8 Replies Latest reply on Nov 10, 2006 12:22 AM by genman

    Possible optimization of CachedSetImpl

    genman

      I was thinking that, instead of using a simple integer tag for each POJO in a Set, that you could incorporate the hash code (or part of it) along with a counter for objects that happened to have the same hash code, but not equal.

      For example, the Set.contains() method could be written as:

       public boolean contains(Object o)
       {
       int hash = o.hashCode();
       Collection<Object> children = node.getChildrenNames();
       for (int i = 0; i < children.size(); i++) {
       Long key = new Long((long)hash | ((long)i << 32));
       Object o2 = ...get(key);
       if (o2 == null)
       return false;
       if (o.equals(o2))
       return true;
       }
       return false;
       }
      


      Worst-case performance is O(N), best is O(1).

      Set.remove() would mean more complication; you'd have to actually shift entries around to fix gaps, if there were any.

      I could contribute this as a patch if it made sense.

      One thing I wonder though is, does it hurt to use Integer in an FQN instead of a String? I didn't see any problems during tests... Long.toString() would be fine I guess but less efficient.

        • 1. Re: Possible optimization of CachedSetImpl

          I have looked at your patch. They look good. Just two comments here:

          1. In putNoMask and getNoUnMask, you chosen to call putObject and getObject, respectively (instead of attach and detach). Any reason for it?

          2. On remove(), shifting the POJO has always been expensive. I have been pondering on a way to get rid of that. Actually, it is OK to gap in between now since you have used the hashcode+. So actually, for remove(), we can get the Node.getChildren() and iterate on that child Fqn to the whole set if needed. This way, we don't reply on the specific consecutive odering. What do you think?

          -Ben

          • 2. Re: Possible optimization of CachedSetImpl
            genman

            1. I actually don't know the difference ... I may have copied that from the original implementation. The tests seemed to pass. What's the sematic difference?

            2. I'm not sure how this would work better?

            The need for offsetting the hash code is to deal with a typically rare edge condition. If the hash function is reasonably distributed, then the chances of hash code collision (and therefore the need to do the hash code+1 trick) would be at best 1 in 2^32 and likely only a few orders of magnitude worse otherwise.

            I think people expect hash collisions would happen more often, but that's because in ordinary hash tables, collisions happen from evaluating (hash code % some small number).

            • 3. Re: Possible optimization of CachedSetImpl

               

              "genman" wrote:
              1. I actually don't know the difference ... I may have copied that from the original implementation. The tests seemed to pass. What's the sematic difference?


              attach/detach/find will go through the proper PojoCache interceptors (e.g., tx lock and rollback).
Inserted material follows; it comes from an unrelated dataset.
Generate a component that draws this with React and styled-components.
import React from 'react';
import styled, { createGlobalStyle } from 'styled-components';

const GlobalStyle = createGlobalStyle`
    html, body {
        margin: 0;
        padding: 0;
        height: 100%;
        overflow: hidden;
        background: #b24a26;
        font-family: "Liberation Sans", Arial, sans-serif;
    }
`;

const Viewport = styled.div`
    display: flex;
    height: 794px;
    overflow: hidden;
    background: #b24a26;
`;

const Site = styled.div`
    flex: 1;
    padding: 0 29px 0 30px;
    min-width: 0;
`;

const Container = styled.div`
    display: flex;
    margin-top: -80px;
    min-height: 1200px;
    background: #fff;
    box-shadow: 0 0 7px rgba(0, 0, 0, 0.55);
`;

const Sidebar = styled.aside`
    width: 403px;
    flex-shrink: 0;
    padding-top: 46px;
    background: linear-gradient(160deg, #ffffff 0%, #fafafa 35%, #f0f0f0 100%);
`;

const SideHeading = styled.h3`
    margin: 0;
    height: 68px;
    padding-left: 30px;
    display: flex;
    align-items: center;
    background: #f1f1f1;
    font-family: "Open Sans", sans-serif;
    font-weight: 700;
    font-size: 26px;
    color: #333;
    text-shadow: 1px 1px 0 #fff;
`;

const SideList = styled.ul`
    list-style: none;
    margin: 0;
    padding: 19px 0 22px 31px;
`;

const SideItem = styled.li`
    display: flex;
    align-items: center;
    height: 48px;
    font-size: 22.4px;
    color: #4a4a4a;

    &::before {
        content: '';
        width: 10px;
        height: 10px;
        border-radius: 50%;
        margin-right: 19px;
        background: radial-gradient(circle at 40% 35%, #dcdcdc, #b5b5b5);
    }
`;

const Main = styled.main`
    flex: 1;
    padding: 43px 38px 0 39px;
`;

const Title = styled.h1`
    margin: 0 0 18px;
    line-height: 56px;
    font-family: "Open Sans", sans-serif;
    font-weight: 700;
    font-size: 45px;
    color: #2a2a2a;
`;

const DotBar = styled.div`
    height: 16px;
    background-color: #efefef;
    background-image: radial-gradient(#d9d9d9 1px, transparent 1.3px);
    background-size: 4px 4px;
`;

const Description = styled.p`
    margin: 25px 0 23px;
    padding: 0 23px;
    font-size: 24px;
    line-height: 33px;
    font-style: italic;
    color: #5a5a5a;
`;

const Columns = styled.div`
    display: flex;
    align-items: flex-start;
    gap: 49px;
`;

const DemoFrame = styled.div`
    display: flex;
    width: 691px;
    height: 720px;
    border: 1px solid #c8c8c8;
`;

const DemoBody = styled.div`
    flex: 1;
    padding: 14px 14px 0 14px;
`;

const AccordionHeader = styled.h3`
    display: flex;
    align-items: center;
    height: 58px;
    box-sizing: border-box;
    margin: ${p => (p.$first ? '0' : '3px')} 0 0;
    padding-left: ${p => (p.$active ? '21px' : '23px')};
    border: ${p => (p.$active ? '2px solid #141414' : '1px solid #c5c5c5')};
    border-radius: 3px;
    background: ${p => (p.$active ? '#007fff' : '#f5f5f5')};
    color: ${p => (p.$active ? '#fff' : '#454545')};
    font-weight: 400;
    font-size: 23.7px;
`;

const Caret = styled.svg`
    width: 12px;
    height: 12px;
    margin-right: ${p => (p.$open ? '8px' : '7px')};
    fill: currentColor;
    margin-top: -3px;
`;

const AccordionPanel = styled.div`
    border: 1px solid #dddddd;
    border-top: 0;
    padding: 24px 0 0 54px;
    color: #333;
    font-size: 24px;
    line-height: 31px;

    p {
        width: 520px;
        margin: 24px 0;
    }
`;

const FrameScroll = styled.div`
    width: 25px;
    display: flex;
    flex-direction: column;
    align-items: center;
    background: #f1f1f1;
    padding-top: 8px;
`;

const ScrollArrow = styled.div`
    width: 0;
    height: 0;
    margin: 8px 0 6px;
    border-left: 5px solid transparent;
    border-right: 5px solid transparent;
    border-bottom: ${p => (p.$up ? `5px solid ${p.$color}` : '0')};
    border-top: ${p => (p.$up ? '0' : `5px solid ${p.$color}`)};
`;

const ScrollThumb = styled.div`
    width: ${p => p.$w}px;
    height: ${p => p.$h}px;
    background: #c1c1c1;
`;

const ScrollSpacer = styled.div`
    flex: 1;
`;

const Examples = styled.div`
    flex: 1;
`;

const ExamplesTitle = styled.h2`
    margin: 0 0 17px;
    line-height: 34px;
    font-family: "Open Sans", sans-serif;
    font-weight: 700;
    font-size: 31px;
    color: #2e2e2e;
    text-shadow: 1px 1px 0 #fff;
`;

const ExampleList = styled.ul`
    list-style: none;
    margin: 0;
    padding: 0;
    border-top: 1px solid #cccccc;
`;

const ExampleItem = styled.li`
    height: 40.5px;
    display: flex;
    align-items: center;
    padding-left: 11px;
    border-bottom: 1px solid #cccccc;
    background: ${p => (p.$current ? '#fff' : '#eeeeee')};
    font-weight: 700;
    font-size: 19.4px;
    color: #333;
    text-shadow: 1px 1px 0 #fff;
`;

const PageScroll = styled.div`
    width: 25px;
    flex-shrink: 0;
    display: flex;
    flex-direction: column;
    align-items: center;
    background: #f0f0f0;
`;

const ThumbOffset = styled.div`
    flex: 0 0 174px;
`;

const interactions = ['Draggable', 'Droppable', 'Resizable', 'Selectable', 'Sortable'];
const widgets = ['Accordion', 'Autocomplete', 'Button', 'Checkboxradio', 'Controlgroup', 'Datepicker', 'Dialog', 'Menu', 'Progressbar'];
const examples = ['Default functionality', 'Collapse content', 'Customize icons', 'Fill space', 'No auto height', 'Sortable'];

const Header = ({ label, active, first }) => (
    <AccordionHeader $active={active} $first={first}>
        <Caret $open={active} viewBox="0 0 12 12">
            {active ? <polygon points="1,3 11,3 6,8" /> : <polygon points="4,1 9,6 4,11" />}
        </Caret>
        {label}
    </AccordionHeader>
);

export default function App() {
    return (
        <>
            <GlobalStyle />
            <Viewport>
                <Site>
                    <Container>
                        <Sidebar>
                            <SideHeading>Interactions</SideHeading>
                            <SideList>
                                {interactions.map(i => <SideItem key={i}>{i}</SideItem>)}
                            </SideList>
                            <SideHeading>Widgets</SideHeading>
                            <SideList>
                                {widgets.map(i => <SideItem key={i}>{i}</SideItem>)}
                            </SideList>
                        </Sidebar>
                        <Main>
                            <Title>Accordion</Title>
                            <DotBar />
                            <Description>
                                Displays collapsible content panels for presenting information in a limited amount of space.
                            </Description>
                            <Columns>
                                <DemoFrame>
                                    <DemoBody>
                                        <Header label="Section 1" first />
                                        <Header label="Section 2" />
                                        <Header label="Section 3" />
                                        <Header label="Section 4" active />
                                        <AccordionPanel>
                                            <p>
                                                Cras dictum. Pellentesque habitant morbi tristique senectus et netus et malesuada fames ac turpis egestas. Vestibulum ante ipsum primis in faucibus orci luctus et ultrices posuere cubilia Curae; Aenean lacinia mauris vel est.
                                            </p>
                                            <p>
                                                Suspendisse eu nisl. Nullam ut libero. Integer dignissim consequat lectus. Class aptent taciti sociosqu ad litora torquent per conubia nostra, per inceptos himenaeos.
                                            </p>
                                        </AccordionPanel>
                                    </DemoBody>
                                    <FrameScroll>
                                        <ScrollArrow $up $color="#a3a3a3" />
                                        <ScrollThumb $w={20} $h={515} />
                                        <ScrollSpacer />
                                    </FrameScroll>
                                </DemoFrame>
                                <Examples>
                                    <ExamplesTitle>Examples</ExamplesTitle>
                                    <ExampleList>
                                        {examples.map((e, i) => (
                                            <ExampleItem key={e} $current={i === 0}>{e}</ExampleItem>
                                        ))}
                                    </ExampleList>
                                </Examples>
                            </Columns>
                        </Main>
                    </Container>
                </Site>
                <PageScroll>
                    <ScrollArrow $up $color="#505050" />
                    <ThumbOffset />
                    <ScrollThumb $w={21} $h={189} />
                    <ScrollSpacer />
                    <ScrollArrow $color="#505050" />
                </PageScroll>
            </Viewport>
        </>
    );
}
See pojocache-aop.xml for the corresponding stack.


              2. I'm not sure how this would work better?

              The need for offsetting the hashcode is to deal with a typically rare edge condition. If the hash function is reasonably distributed, then the chances of hash code collision (and therefore the need to do the hash code+1 trick) would be at best 1 in 2^32 and likely only a few orders of magnitude worse otherwise.

              I think people expect hash collisions would happen more often, but that's because in ordinary hash tables, collisions happen from evaluating (hash code % some small number).


              I am not talking about offsetting the hashcode. I like your implementation! What I was referring to is the need to loop through the cache index consecutively, e.g., for remove(), you have:
               for (int i = 0; i < size; i++)
               {
               Object key = toLong(hashCode, i);
               Object o2 = getNoUnmask(key);
               if (o2 == null)
               break;
               if (removed)
               {
               // move o2 to old key
               pCache_.detach(AopUtil.constructFqn(getFqn(), key));
               pCache_.attach(AopUtil.constructFqn(getFqn(), oldkey), o2);
               }
               if (o.equals(o2))
               {
               pCache_.detach(AopUtil.constructFqn(getFqn(), key));
               removed = true;
               }
               oldkey = key;
               }
               return removed;
              

              insead of index looping, I could have like in pseudo code:
              // This is assumed to consist of only set objects.
              Collection list = cache.getNode(getFqn()).getChildren();
              for(Collection c: list)
              {
              // check if o is present
              Object o2 = cache.find(c);
              if(o == o2) cache.detach(c);
              return;
              }
              

              This way, we don't maintain odered list of index.

              BTW, the unit tests have some failure from the Set tests. I will probably need to look into to see where they go wrong.

              Thanks,

              -Ben

              • 4. Re: Possible optimization of CachedSetImpl
                genman

                I'll change putObject() to use attach().

                As for the existing loop. The loop does go from 0..size, but in practice it will only execute once or twice. The "if (o2 == null) break;" statement is how it breaks out.

                Sorry about the unit tests. I should have run the whole suite.

                • 5. Re: Possible optimization of CachedSetImpl

                  Well, the cost is more of shifting the current pojo at index (i+1) to (i) with detach and then attach when I do a remove (o) where o resides at index (i).

                  So I am saying we don't have to shift since Set is neither ordered or indexed.

                  BTW, just looking at it again, I don't think add(o) will prevent duplication as key can be different. What do you think?

                  Yeah, the whole suite is functionalPojoCacheTests. It'd certainly be nice to run through it once a while. :-)

                  • 6. Re: Possible optimization of CachedSetImpl
                    genman

                    I don't believe "remove" requires moving more than a single key ordinarily, and if not only those keys with the same hash code. Anyway, is there some sort of load test I can run to verify performance?

                    • 7. Re: Possible optimization of CachedSetImpl

                      In pojo.collection.CollectionTest there are some tests like Xtest... that Scott added a while ago to benchmark the performance. They should belong to the performance directory (parallel to functional). It'd be nice if you can take these, enhance them, and check them into the corresponding performance directory! Thanks.

                      • 8. Re: Possible optimization of CachedSetImpl
                        genman

                        Done.

                        The performance of Set is now about twice as good as List for adds. Iteration is about the same for either.